The yuppie ranch house stands in a hilly landscape, looking out on one side towards the mountains and on the other to the dry and stony plain of Friuli.
The only trace of human presence before the construction of the house was a masaron, a pile of stones once raised to mark a property boundary. This feature was exploited in defining the different areas of the ranch house, making it possible to explore new possibilities of form.
The structure plays upon the varying density in the vertical arrangement of the cross-ties which feature both in the perimeter fence and as a partial cladding for the house façade. The Cor-ten steel façade, in fact, adopts a modular pattern whose base unit is the same size as the wooden cross ties. Thus, the building is unmistakably linked with the surrounding landscape.

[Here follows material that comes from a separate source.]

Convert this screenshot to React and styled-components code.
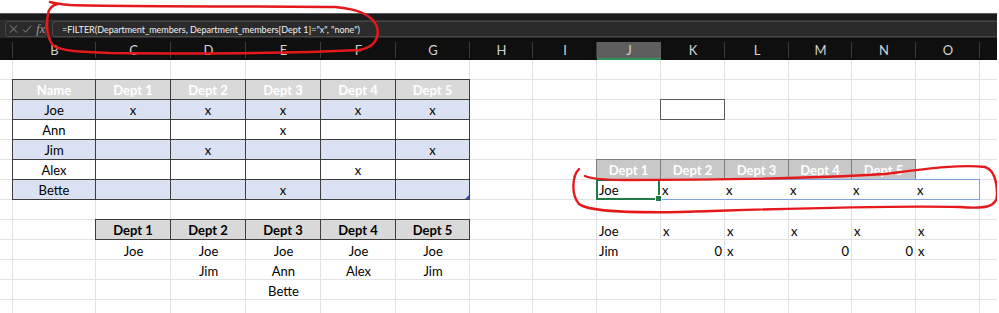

The relation with the landscape also played a fundamental role in the layout and definition of internal and external spaces. The fluid forms were inspired by the gently rolling hills, whilst the green roof establishes an even clearer link with the slopes of hills and mountains. A ramp enables people and horses (only if accompanied) to gain access to the roof, from where there is a spectacular view.
The layout of the house also hinges around a ramp, which not only serves as the hub for the distribution of individual rooms but also provides an area of relaxation around the central fireplace.
Materials were chosen so that the passage of time would play a clear role:season after season, the house will age, becoming part of the surrounding landscape.